Rucker cited increasing consumer empowerment—which he made clear that he supports—and advances in information technology, as elements that will stimulate enhanced interoperability in healthcare going forward, with interoperability being one of the key goals of federal healthcare officials.

“If you look at the computers we have today, they’ve really grown up in an environment where they weren’t really about computing for automation,” but rather primarily for billing. “Our computers today are deeply grounded in documentation and billing. We’ve just had a little bit of elimination of unnecessary workflow. But computers in healthcare look very different from computers in other industries—manufacturing, even service industries,” partly because of the complexity of healthcare delivery processes. Fundamentally, Rucker said, the shift in the health insurance market towards high-deductible health plans will compel consumers forward to search for greater value from the healthcare services they consume, which will in turn force innovation among providers.

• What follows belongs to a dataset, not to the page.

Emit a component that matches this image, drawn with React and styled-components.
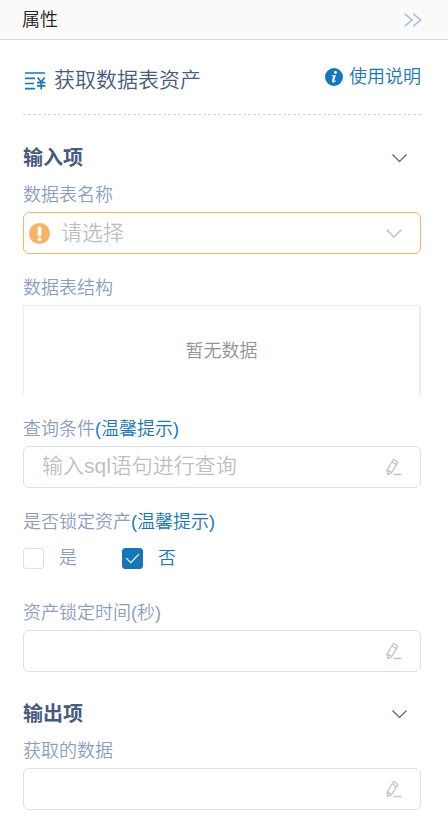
import React, { useState } from 'react';
import styled, { createGlobalStyle } from 'styled-components';

const GlobalStyle = createGlobalStyle`
  * {
    box-sizing: border-box;
  }

  body {
    margin: 0;
    background: #fff;
    font-family: "Liberation Sans", "Noto Sans CJK SC", sans-serif;
    font-size: 18px;
    font-weight: 350;
  }

  input, select, button {
    font: inherit;
  }
`;

const Header = styled.header`
  display: flex;
  align-items: center;
  justify-content: space-between;
  height: 40px;
  padding: 0 26px 0 22px;
  border-bottom: 1px solid #d8d9dc;
  background: #fafafa;
  color: #222;
`;

const HeaderTitle = styled.h1`
  margin: 0;
  font-size: 18px;
  font-weight: 350;
  line-height: 24px;
`;

const IconButton = styled.button`
  display: flex;
  padding: 0;
  border: 0;
  background: none;
  color: ${(props) => props.$color};
  cursor: pointer;
`;

const Content = styled.main`
  padding: 26px 27px 12px 23px;
`;

const TitleRow = styled.div`
  display: flex;
  align-items: flex-start;
  justify-content: space-between;
  padding-bottom: 20px;
`;

const Divider = styled.hr`
  height: 1px;
  margin: 0 0 1px;
  border: 0;
  background: repeating-linear-gradient(to right, #d5d7da 0 3px, transparent 3px 5px);
`;

const Title = styled.h2`
  display: flex;
  align-items: center;
  gap: 7px;
  margin: 0;
  color: #475a80;
  font-size: 21px;
  font-weight: 350;
  line-height: 28px;
`;

const HelpLink = styled.a`
  display: flex;
  align-items: center;
  gap: 6px;
  color: #1576bd;
  line-height: 22px;
  text-decoration: none;
`;

const SectionHead = styled.div`
  display: flex;
  align-items: center;
  justify-content: space-between;
  padding: 28px 14px 0 0;
`;

const SectionTitle = styled.h3`
  margin: 0;
  color: #475a80;
  font-size: 20px;
  font-weight: 700;
  line-height: 28px;
`;

const Fields = styled.div`
  display: flex;
  flex-direction: column;
  gap: 22px;
  padding-top: 11px;
`;

const Field = styled.div`
  display: flex;
  flex-direction: column;
  gap: 5px;
`;

const Label = styled.label`
  color: #8b9dc3;
  line-height: 24px;
`;

const Caption = styled.div`
  color: #8b9dc3;
  line-height: 24px;
`;

const TipLink = styled.a`
  color: #1576bd;
  text-decoration: none;
`;

const Control = styled.div`
  display: flex;
  align-items: center;
  gap: 11px;
  height: 42px;
  padding: 0 18px 0 ${(props) => (props.$warning ? '5px' : '18px')};
  border: 1px solid ${(props) => (props.$warning ? '#f8b266' : '#dcdfe6')};
  border-radius: 6px;
  color: #c0c4cc;

  svg {
    flex: none;
  }
`;

const TextInput = styled.input`
  flex: 1;
  min-width: 0;
  height: 38px;
  padding: 0 0 2px;
  border: 0;
  outline: none;
  background: none;
  color: #475a80;
  font-size: 21px;

  &::placeholder {
    color: #bfbfbf;
    opacity: 1;
  }
`;

const Select = styled.select`
  flex: 1;
  min-width: 0;
  height: 38px;
  padding: 0 0 2px;
  border: 0;
  outline: none;
  appearance: none;
  background: none;
  color: #bfbfbf;
  font-size: 21px;
`;

const EmptyTable = styled.div`
  display: flex;
  align-items: center;
  justify-content: center;
  height: 90px;
  border: 1px solid #ebedf2;
  border-right: 2px solid #e9ecf5;
  border-bottom: 0;
  color: #909399;
  line-height: 24px;
`;

const CheckGroup = styled.div`
  display: flex;
  gap: 45px;
  padding: 9px 0 10px;
`;

const CheckLabel = styled.label`
  display: flex;
  align-items: center;
  gap: 15px;
  height: 21px;
  color: ${(props) => (props.$checked ? '#1576bd' : '#8b9dc3')};
  line-height: 21px;
  cursor: pointer;
`;

const CheckBox = styled.span`
  display: grid;
  place-items: center;
  width: 21px;
  height: 21px;

  > * {
    grid-area: 1 / 1;
  }

  input {
    width: 21px;
    height: 21px;
    margin: 0;
    appearance: none;
    border: 1px solid #dcdfe6;
    border-radius: 3px;
    background: #fff;
  }

  input:checked {
    border-color: #1576bd;
    background: #1576bd;
  }

  svg {
    z-index: 1;
    pointer-events: none;
  }
`;

const DoubleArrow = () => (
  <svg width="18" height="14" viewBox="0 0 18 14" fill="none" stroke="currentColor" strokeWidth="1.6">
    <path d="M.8.8 8 7 .8 13.2M9.3.8 16.7 7l-7.4 6.2" />
  </svg>
);

const AssetIcon = () => (
  <svg width="24" height="24" viewBox="0 0 24 24" fill="none" stroke="#1576bd" strokeWidth="1.6">
    <path d="M2 5h20M2 10.4h10M2 15.5h9M2 20.6h10" />
    <path d="M14.7 9.5l3.5 4.5 3.5-4.5M18.2 14v7.4M14 14.6h8.4M14 17.8h8.4" strokeWidth="1.7" />
  </svg>
);

const InfoIcon = () => (
  <svg width="18" height="18" viewBox="0 0 18 18">
    <circle cx="9" cy="9" r="9" fill="#1576bd" />
    <circle cx="10.5" cy="4.4" r="1.4" fill="#fff" />
    <path d="M6.6 7.4 10.8 6.9 9.2 12.6q-.2.9.5.5l1-.8.4.4Q9.5 14.7 8 14.6 6.5 14.4 7 12.5L8.2 8.2 6.5 7.9z" fill="#fff" />
  </svg>
);

const WarningIcon = () => (
  <svg width="21" height="21" viewBox="0 0 21 21">
    <circle cx="10.5" cy="10.5" r="10.5" fill="#f8b266" />
    <path d="M10.5 5.3v6.4" stroke="#fff" strokeWidth="3.8" strokeLinecap="round" />
    <circle cx="10.5" cy="16.4" r="1.9" fill="#fff" />
  </svg>
);

const SectionArrow = () => (
  <svg width="15" height="9" viewBox="0 0 15 9" fill="none" stroke="currentColor" strokeWidth="1.1">
    <path d="M.5.5 7.5 7.5 14.5.5" />
  </svg>
);

const SelectArrow = () => (
  <svg width="16" height="9" viewBox="0 0 16 9" fill="none" stroke="currentColor" strokeWidth="1.5">
    <path d="M.6.6 8 8 15.4.6" />
  </svg>
);

const PenIcon = () => (
  <svg width="16" height="18" viewBox="0 0 16 18" fill="none" stroke="currentColor" strokeWidth="1.3" strokeLinejoin="round">
    <path d="M7.5 1.5 12 4.2 5.5 14.6 1.7 16.6 1.2 11.9zM6.2 4l4.4 2.7M1.2 11.9l4.3 2.7M7.5 16.5h8" />
  </svg>
);

const CheckIcon = () => (
  <svg width="15" height="11" viewBox="0 0 15 11" fill="none" stroke="#fff" strokeWidth="1.1">
    <path d="M1 4.8 5.8 9.6 14 1" />
  </svg>
);

function Section({ title, children }) {
  const [open, setOpen] = useState(true);
  return (
    <section>
      <SectionHead>
        <SectionTitle>{title}</SectionTitle>
        <IconButton type="button" $color="#475a80" aria-label={title} aria-expanded={open} onClick={() => setOpen(!open)}>
          <SectionArrow />
        </IconButton>
      </SectionHead>
      {open && <Fields>{children}</Fields>}
    </section>
  );
}

function TextField({ id, label, tip, placeholder }) {
  return (
    <Field>
      <Label htmlFor={id}>
        {label}
        {tip && <TipLink href="#tip">({tip})</TipLink>}
      </Label>
      <Control>
        <TextInput id={id} type="text" placeholder={placeholder} />
        <PenIcon />
      </Control>
    </Field>
  );
}

function CheckOption({ label, checked, onChange }) {
  return (
    <CheckLabel $checked={checked}>
      <CheckBox>
        <input type="checkbox" checked={checked} onChange={onChange} />
        {checked && <CheckIcon />}
      </CheckBox>
      {label}
    </CheckLabel>
  );
}

function App() {
  const [locked, setLocked] = useState(false);

  return (
    <>
      <GlobalStyle />
      <Header>
        <HeaderTitle>属性</HeaderTitle>
        <IconButton type="button" $color="#aebcdb" aria-label="收起">
          <DoubleArrow />
        </IconButton>
      </Header>
      <Content>
        <TitleRow>
          <Title>
            <AssetIcon />
            获取数据表资产
          </Title>
          <HelpLink href="#help">
            <InfoIcon />
            使用说明
          </HelpLink>
        </TitleRow>
        <Divider />

        <Section title="输入项">
          <Field>
            <Label htmlFor="table-name">数据表名称</Label>
            <Control $warning>
              <WarningIcon />
              <Select id="table-name" defaultValue="">
                <option value="">请选择</option>
              </Select>
              <SelectArrow />
            </Control>
          </Field>
          <Field>
            <Caption>数据表结构</Caption>
            <EmptyTable>暂无数据</EmptyTable>
          </Field>
          <TextField id="query" label="查询条件" tip="温馨提示" placeholder="输入sql语句进行查询" />
          <Field role="group" aria-label="是否锁定资产">
            <Caption>
              是否锁定资产<TipLink href="#tip">(温馨提示)</TipLink>
            </Caption>
            <CheckGroup>
              <CheckOption label="是" checked={locked} onChange={() => setLocked(true)} />
              <CheckOption label="否" checked={!locked} onChange={() => setLocked(false)} />
            </CheckGroup>
          </Field>
          <TextField id="lock-time" label="资产锁定时间(秒)" />
        </Section>

        <Section title="输出项">
          <TextField id="result" label="获取的数据" />
        </Section>
      </Content>
    </>
  );
}

export default App;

Rucker urged the CMIOs and other medical informaticists in his audience to take things into their own hands and participate in pushing their own patient care organizations towards greater usability on behalf of their fellow physicians. “It doesn’t have to be just someone in IT who ‘does it to you,’” he said, referring to internal efforts to improve physicians’ workflow. “You have as much power as anybody in the hospital administration, when it comes down to it. Doctors are noisy, but we don’t use our powers. So take that user-group meeting, figure out how to build a better order system, how you can label things with labels that make common sense to folks. There’s a lot of stuff you can do to advance your work. And with just a little bit more work, you can really dive into these systems.”

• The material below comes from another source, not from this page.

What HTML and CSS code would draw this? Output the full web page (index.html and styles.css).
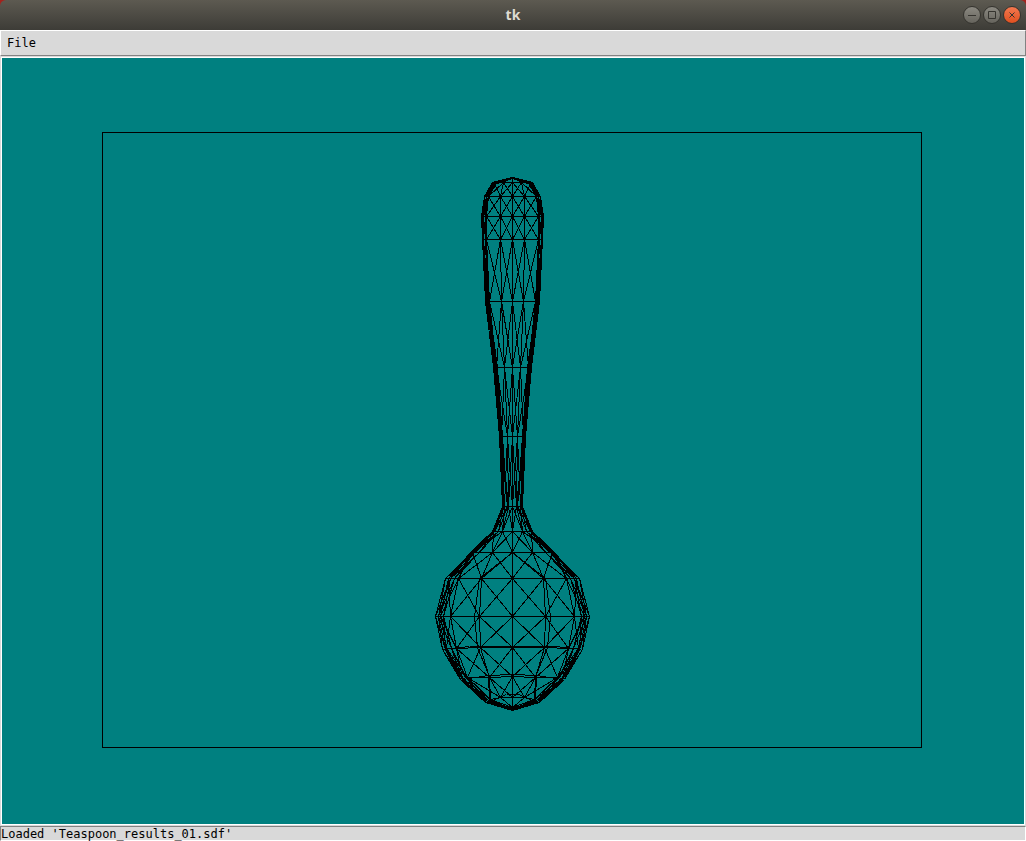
FILE: index.html
```html
<!DOCTYPE html>
<html lang="en">
<head>
<meta charset="utf-8">
<title>tk</title>
<link rel="stylesheet" href="styles.css">
</head>
<body>
<div class="window">
  <header class="titlebar">
    <h1 class="title">tk</h1>
    <div class="controls">
      <button class="control" type="button" aria-label="Minimize"><svg viewBox="0 0 18 18"><path d="M5 9.5h8"/></svg></button>
      <button class="control" type="button" aria-label="Maximize"><svg viewBox="0 0 18 18"><path d="M5.500 5.500h7v7h-7z"/></svg></button>
      <button class="control close" type="button" aria-label="Close"><svg viewBox="0 0 18 18"><path d="M6.500 6.500l5 5m0-5l-5 5"/></svg></button>
    </div>
  </header>
  <nav class="menubar"><button class="menu" type="button">File</button></nav>
  <main class="viewport">
    <svg class="scene" viewBox="0 0 1022 766" role="img" aria-label="Wireframe teaspoon">
      <g transform="translate(-2 -58)">
        <rect x="102.5" y="132.5" width="819" height="615"/>
        <path id="mesh"/>
      </g>
    </svg>
  </main>
  <footer class="status">Loaded 'Teaspoon_results_01.sdf'</footer>
</div>
<script src="mesh.js"></script>
</body>
</html>
```
FILE: styles.css
```css
* { box-sizing: border-box; }
body { margin: 0; background: #a3231d; }
.window { display: flex; flex-direction: column; height: 100vh; }
.titlebar {
  display: grid;
  grid-template-columns: 1fr auto 1fr;
  align-items: center;
  height: 30px;
  padding: 0 5px;
  border-radius: 6px 6px 0 0;
  background: linear-gradient(#5d5a51, #3d3c37);
}
.title {
  grid-column: 2;
  margin: 0;
  font: bold 14px/20px "Noto Sans", "Open Sans", sans-serif;
  color: #dfdbd2;
}
.controls { display: flex; justify-content: flex-end; gap: 2px; }
.control {
  width: 18px;
  height: 18px;
  padding: 0;
  border: 1px solid #35342f;
  border-radius: 50%;
  background: linear-gradient(#8b8981, #66645d);
  color: #35342f;
}
.control svg { display: block; width: 18px; height: 18px; margin: -1px; fill: none; stroke: currentColor; }
.close { background: linear-gradient(#f4784f, #e05020); }
.menubar {
  height: 26px;
  padding: 0 6px;
  background: #d9d9d9;
  border: 1px solid;
  border-color: #fff #828282 #828282 #fff;
}
.menu {
  padding: 0;
  border: 0;
  background: none;
  color: #000;
  font: 12px/24px "DejaVu Sans Mono", monospace;
}
.viewport {
  flex: 1;
  min-height: 0;
  border: 1px solid #d9d9d9;
  background: #fff;
  padding: 1px;
}
.scene {
  display: block;
  width: 100%;
  height: 100%;
  background: #008080;
  fill: none;
  stroke: #000;
  stroke-width: 1;
  shape-rendering: crispEdges;
}
.status {
  height: 15px;
  padding: 0;
  border: 1px solid;
  border-color: #828282 #fff #fff #828282;
  background: #d9d9d9;
  color: #000;
  font: 12px/15px "DejaVu Sans Mono", monospace;
}
```
FILE: mesh.js
```js
// Vertices are [distance from the axis, y], ordered from the axis to the rim.
const axis = 512.5;
const front = [
  [[0, 177], [0, 177], [0, 177], [0, 177]],
  [[0, 182], [9, 182], [18, 183], [20, 182]],
  [[0, 196], [12, 196], [24, 196], [28, 196]],
  [[0, 216], [12, 216], [26, 216], [31, 216]],
  [[0, 239], [12, 239], [26, 239], [30, 239]],
  [[0, 301], [11, 301], [23, 301], [27, 301]],
  [[0, 367], [8, 367], [16, 367], [19, 367]],
  [[0, 436], [5, 436], [11, 436], [13, 436]],
  [[0, 506], [4, 506], [8, 506], [10, 506]],
  [[0, 531], [10, 531], [19, 531], [20, 531]],
  [[0, 552], [20, 552], [40, 552], [42, 552]],
  [[0, 578], [31, 578], [54, 578], [64, 578]],
  [[0, 616], [33, 616], [62, 616], [72, 616]],
  [[0, 647], [32, 647], [56, 648], [66, 648]],
  [[0, 676], [23, 677], [45, 677], [50, 678]],
  [[0, 697], [12, 697], [22, 699], [26, 702]],
  [[0, 707], [0, 707], [0, 707], [0, 710]]
];
const back = [
  [[0, 177], [0, 177], [0, 177], [0, 178]],
  [[0, 182], [16, 183], [18, 184], [20, 183]],
  [[0, 196], [24, 196], [26, 196], [28, 196]],
  [[0, 216], [27, 216], [29, 216], [30, 216]],
  [[0, 239], [27, 239], [29, 239], [30, 239]],
  [[0, 301], [24, 301], [25, 301], [26, 301]],
  [[0, 367], [15, 367], [17, 367], [18, 367]],
  [[0, 436], [10, 436], [12, 436], [13, 436]],
  [[0, 506], [5, 506], [9, 506], [10, 506]],
  [[0, 531], [14, 531], [18, 531], [20, 531]],
  [[0, 552], [34, 553], [39, 553], [41, 552]],
  [[33, 578], [58, 578], [62, 578], [67, 578]],
  [[38, 616], [69, 616], [74, 616], [77, 616]],
  [[35, 647], [61, 648], [67, 649], [70, 649]],
  [[24, 674], [46, 678], [50, 679], [52, 679]],
  [[23, 700], [24, 700], [25, 701], [27, 702]],
  [[0, 709], [0, 708], [0, 709], [0, 710]]
];
let d = "";
function line(a, b) {
  for (const side of [-1, 1]) {
    d += `M${axis + side * a[0]} ${a[1] + 0.5}L${axis + side * b[0]} ${b[1] + 0.5}`;
  }
}
function chain(points) {
  for (let i = 1; i < points.length; i++) line(points[i - 1], points[i]);
}
front.forEach((row, r) => {
  chain(row);
  const next = front[r + 1];
  if (!next) return;
  row.forEach((p, c) => {
    line(p, next[c]);
    if (c < 3) {
      line(p, next[c + 1]);
      line(row[c + 1], next[c]);
    }
  });
});
back.slice(0, -1).forEach((row, r) => {
  const next = back[r + 1];
  row.forEach((p, c) => line(p, next[c]));
  for (const c of [1, 2]) {
    line(row[c], next[c + 1]);
    line(row[c + 1], next[c]);
  }
});
// The bowl's widest ring reaches the rim on both surfaces.
chain([[62, 578], [67, 578]]);
chain([[70, 616], [77, 616]]);
// Curved cross-sections of the bowl's underside.
chain([[0, 646], [43, 646], [69, 649]]);
chain([[0, 674], [24, 675], [50, 679]]);
chain([[0, 694], [6, 694], [15, 698], [25, 702]]);
document.getElementById("mesh").setAttribute("d", d);
```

Donald Rucker, M.D., at the sympoisum Monday morning

Moving on to the federal healthcare IT policy level, Rucker said, “Now, as we look at things that make more sense for the government to be more involved in today in the healthcare IT space, two things stand out. We have the electronic medical record, in large part because of the HITECH [Health Information Technology for Economic and Clinical Health] Act. And everybody intuitively thought they would automatically hook up with each other. But that didn’t happen. And that’s just the case everywhere. Windows didn’t have an Internet IP stack in it until the early 90s. So one issue is the raw usability. When clinicians are spending four or five hours a day on the computer—an hour of which has been described in our listening sessions as ‘pajama time’… usability and interoperability are massive issues. And there’s really a national consensus to work on those things.”

Further, he said, “Congress in December 2016 passed the 21st Century Cures Act, with an entire section on usability and interoperability. That was passed with 390-plus votes in the House, and over 90 votes in the Senate, and that’s pretty rare in U.S. politics these days. And it was signed into law by President Obama, after the election. And President Trump has made consumer empowerment a major campaign issue and issue for his organization, and has charged Secretary Azar at HHS[Health and Human Services Secretary Alex Azar] to really be working on consumer empowerment.”

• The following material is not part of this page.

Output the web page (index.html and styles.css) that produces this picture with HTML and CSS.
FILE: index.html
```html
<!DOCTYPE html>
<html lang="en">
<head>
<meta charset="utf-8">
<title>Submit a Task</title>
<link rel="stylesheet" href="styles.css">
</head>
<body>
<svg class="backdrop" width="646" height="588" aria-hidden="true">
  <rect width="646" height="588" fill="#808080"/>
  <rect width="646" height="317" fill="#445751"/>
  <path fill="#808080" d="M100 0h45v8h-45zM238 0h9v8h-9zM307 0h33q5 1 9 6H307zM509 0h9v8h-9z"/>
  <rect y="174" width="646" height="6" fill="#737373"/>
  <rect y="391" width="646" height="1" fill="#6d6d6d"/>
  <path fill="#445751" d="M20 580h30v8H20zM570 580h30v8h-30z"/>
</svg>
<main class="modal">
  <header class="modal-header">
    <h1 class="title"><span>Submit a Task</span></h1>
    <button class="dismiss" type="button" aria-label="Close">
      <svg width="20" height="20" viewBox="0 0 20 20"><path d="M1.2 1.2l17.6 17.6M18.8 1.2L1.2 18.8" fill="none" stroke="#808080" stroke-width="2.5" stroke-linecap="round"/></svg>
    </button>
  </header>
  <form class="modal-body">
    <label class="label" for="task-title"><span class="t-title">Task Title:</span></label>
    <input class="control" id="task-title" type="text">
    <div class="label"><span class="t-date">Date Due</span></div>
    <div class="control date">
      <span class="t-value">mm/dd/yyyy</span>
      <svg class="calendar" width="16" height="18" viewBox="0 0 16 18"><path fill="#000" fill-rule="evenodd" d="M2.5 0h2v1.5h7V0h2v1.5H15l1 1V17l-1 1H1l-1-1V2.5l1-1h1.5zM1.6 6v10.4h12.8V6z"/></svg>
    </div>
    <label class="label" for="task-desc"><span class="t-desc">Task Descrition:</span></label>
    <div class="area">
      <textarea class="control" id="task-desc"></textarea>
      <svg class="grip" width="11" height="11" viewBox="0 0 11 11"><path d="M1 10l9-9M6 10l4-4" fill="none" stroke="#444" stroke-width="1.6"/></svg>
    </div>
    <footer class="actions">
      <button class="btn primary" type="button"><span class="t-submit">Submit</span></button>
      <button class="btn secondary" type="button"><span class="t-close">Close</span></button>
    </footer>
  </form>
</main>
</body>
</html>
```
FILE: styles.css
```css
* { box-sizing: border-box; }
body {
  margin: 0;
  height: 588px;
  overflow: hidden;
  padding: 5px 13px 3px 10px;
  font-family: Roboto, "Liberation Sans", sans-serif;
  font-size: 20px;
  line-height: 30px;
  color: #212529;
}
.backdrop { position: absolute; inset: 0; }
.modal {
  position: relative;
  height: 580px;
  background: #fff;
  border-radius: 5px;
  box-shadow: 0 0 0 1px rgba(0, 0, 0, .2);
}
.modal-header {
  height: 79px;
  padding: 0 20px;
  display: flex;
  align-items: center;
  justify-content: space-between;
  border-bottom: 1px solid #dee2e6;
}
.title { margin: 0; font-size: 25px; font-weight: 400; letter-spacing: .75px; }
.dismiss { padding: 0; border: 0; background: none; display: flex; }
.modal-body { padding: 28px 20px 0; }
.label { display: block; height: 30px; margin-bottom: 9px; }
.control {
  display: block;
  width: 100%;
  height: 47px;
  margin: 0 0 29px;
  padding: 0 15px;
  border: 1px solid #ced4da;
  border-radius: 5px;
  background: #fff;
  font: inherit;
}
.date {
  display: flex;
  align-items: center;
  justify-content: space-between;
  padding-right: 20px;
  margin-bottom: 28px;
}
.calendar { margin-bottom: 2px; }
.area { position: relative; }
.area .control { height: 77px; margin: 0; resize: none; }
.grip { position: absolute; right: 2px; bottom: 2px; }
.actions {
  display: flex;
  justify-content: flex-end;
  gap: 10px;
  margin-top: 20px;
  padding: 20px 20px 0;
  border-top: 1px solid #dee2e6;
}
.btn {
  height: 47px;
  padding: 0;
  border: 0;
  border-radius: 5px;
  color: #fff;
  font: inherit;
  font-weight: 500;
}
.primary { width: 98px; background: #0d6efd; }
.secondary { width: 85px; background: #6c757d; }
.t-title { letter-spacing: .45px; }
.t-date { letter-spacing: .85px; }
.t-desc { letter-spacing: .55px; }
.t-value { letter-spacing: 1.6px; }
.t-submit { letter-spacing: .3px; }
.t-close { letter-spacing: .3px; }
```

Speaking further about consumer empowerment, Rucker said, “Drilling down into these two issues, that’s a complicated stack. The usability issue has a number of components to it. Often, people will say, they didn’t design the user interface well. You can argue back and forth on that. Some of it is the nature of tools, the nature of incentives. Sometimes, we as docs give bad advice to developers. But there are a number of things on the policy side—I would stay tuned for Administrator Verma’s talk on meaningful use tomorrow. A number of things that make sense in a paper world but don’t make sense in an electronic world. The E & M codes were actually requested by our colleagues in the 1990s in lieu of having time stamp codes. But we have to think about that entire burden. We’re working very closely with CMS [the Centers for Medicare and Medicaid Services] on putting together an entire program on that. John Fleming [M.D.] of ONC is working with Kate Goodrich at CMS to put that together.”